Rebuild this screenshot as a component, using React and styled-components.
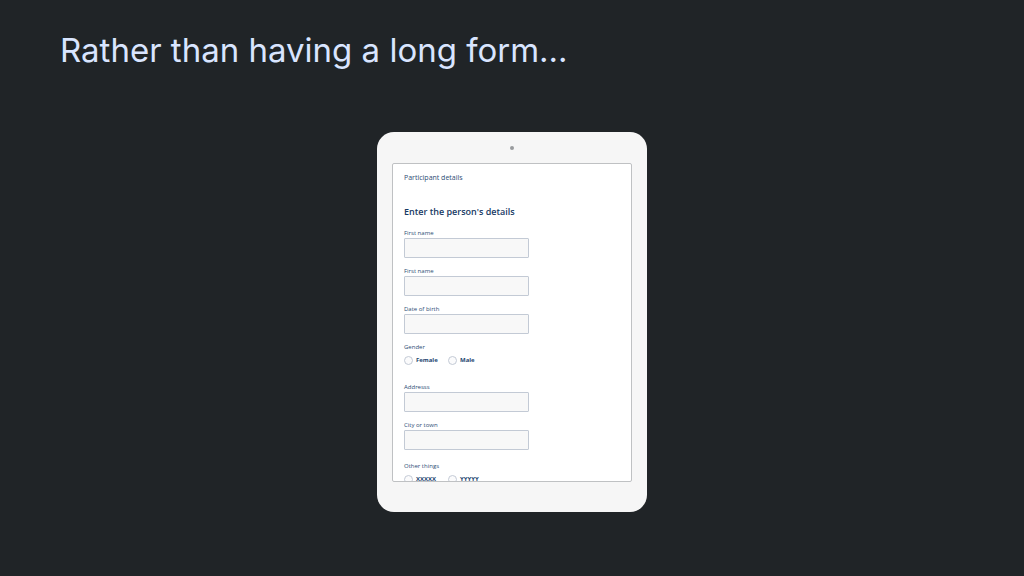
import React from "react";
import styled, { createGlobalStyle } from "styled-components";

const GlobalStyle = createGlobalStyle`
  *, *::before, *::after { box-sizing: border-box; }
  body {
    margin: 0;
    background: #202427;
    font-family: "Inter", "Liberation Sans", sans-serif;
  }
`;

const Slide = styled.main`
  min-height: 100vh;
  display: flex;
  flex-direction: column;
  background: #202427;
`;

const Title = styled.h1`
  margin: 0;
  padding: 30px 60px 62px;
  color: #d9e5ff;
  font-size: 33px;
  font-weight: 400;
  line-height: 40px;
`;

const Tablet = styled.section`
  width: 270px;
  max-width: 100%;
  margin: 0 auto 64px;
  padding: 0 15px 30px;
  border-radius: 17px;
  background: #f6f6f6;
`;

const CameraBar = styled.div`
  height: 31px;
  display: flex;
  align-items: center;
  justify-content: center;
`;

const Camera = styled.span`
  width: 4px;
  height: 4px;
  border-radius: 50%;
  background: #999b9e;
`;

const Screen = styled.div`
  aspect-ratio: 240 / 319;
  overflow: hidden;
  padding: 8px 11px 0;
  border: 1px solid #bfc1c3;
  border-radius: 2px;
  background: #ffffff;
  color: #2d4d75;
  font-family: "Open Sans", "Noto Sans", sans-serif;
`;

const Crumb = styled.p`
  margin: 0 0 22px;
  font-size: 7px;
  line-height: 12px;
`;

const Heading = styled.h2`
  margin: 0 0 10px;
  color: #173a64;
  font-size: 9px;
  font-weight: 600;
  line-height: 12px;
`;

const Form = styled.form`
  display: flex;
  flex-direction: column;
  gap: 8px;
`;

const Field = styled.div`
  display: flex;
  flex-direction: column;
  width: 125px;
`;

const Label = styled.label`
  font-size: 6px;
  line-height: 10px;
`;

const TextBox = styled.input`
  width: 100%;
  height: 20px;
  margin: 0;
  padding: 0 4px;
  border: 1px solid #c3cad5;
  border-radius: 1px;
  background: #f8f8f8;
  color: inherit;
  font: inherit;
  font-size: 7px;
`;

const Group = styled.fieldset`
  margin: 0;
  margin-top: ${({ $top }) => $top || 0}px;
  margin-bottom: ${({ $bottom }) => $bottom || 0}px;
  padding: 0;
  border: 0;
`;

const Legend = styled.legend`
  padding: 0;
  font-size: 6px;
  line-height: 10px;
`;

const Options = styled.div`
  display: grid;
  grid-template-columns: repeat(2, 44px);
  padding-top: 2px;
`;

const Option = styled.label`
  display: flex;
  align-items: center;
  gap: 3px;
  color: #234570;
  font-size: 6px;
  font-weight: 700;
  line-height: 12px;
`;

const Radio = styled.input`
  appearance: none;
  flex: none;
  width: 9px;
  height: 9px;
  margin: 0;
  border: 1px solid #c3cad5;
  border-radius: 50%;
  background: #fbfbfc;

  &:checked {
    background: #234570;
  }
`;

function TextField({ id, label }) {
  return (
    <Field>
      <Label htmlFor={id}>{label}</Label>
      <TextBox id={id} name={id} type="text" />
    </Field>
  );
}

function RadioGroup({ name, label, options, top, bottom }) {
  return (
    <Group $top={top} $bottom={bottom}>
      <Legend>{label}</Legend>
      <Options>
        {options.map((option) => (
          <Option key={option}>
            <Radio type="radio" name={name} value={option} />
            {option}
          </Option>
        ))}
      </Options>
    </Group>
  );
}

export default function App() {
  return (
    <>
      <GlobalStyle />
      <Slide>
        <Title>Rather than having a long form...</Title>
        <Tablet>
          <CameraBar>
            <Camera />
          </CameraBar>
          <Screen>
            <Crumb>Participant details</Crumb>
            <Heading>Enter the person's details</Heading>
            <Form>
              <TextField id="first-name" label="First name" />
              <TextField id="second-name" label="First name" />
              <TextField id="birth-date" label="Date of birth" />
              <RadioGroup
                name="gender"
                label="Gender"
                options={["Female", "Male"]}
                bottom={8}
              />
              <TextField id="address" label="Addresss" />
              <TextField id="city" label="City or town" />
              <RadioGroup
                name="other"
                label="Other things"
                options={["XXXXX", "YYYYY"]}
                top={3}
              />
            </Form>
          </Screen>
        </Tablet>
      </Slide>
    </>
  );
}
================
__Instructions to follow__
Give all the lines above again, character for character, without pictures.

__Result of the task__
Rebuild this screenshot as a component, using React and styled-components.
import React from "react";
import styled, { createGlobalStyle } from "styled-components";

const GlobalStyle = createGlobalStyle`
  *, *::before, *::after { box-sizing: border-box; }
  body {
    margin: 0;
    background: #202427;
    font-family: "Inter", "Liberation Sans", sans-serif;
  }
`;

const Slide = styled.main`
  min-height: 100vh;
  display: flex;
  flex-direction: column;
  background: #202427;
`;

const Title = styled.h1`
  margin: 0;
  padding: 30px 60px 62px;
  color: #d9e5ff;
  font-size: 33px;
  font-weight: 400;
  line-height: 40px;
`;

const Tablet = styled.section`
  width: 270px;
  max-width: 100%;
  margin: 0 auto 64px;
  padding: 0 15px 30px;
  border-radius: 17px;
  background: #f6f6f6;
`;

const CameraBar = styled.div`
  height: 31px;
  display: flex;
  align-items: center;
  justify-content: center;
`;

const Camera = styled.span`
  width: 4px;
  height: 4px;
  border-radius: 50%;
  background: #999b9e;
`;

const Screen = styled.div`
  aspect-ratio: 240 / 319;
  overflow: hidden;
  padding: 8px 11px 0;
  border: 1px solid #bfc1c3;
  border-radius: 2px;
  background: #ffffff;
  color: #2d4d75;
  font-family: "Open Sans", "Noto Sans", sans-serif;
`;

const Crumb = styled.p`
  margin: 0 0 22px;
  font-size: 7px;
  line-height: 12px;
`;

const Heading = styled.h2`
  margin: 0 0 10px;
  color: #173a64;
  font-size: 9px;
  font-weight: 600;
  line-height: 12px;
`;

const Form = styled.form`
  display: flex;
  flex-direction: column;
  gap: 8px;
`;

const Field = styled.div`
  display: flex;
  flex-direction: column;
  width: 125px;
`;

const Label = styled.label`
  font-size: 6px;
  line-height: 10px;
`;

const TextBox = styled.input`
  width: 100%;
  height: 20px;
  margin: 0;
  padding: 0 4px;
  border: 1px solid #c3cad5;
  border-radius: 1px;
  background: #f8f8f8;
  color: inherit;
  font: inherit;
  font-size: 7px;
`;

const Group = styled.fieldset`
  margin: 0;
  margin-top: ${({ $top }) => $top || 0}px;
  margin-bottom: ${({ $bottom }) => $bottom || 0}px;
  padding: 0;
  border: 0;
`;

const Legend = styled.legend`
  padding: 0;
  font-size: 6px;
  line-height: 10px;
`;

const Options = styled.div`
  display: grid;
  grid-template-columns: repeat(2, 44px);
  padding-top: 2px;
`;

const Option = styled.label`
  display: flex;
  align-items: center;
  gap: 3px;
  color: #234570;
  font-size: 6px;
  font-weight: 700;
  line-height: 12px;
`;

const Radio = styled.input`
  appearance: none;
  flex: none;
  width: 9px;
  height: 9px;
  margin: 0;
  border: 1px solid #c3cad5;
  border-radius: 50%;
  background: #fbfbfc;

  &:checked {
    background: #234570;
  }
`;

function TextField({ id, label }) {
  return (
    <Field>
      <Label htmlFor={id}>{label}</Label>
      <TextBox id={id} name={id} type="text" />
    </Field>
  );
}

function RadioGroup({ name, label, options, top, bottom }) {
  return (
    <Group $top={top} $bottom={bottom}>
      <Legend>{label}</Legend>
      <Options>
        {options.map((option) => (
          <Option key={option}>
            <Radio type="radio" name={name} value={option} />
            {option}
          </Option>
        ))}
      </Options>
    </Group>
  );
}

export default function App() {
  return (
    <>
      <GlobalStyle />
      <Slide>
        <Title>Rather than having a long form...</Title>
        <Tablet>
          <CameraBar>
            <Camera />
          </CameraBar>
          <Screen>
            <Crumb>Participant details</Crumb>
            <Heading>Enter the person's details</Heading>
            <Form>
              <TextField id="first-name" label="First name" />
              <TextField id="second-name" label="First name" />
              <TextField id="birth-date" label="Date of birth" />
              <RadioGroup
                name="gender"
                label="Gender"
                options={["Female", "Male"]}
                bottom={8}
              />
              <TextField id="address" label="Addresss" />
              <TextField id="city" label="City or town" />
              <RadioGroup
                name="other"
                label="Other things"
                options={["XXXXX", "YYYYY"]}
                top={3}
              />
            </Form>
          </Screen>
        </Tablet>
      </Slide>
    </>
  );
}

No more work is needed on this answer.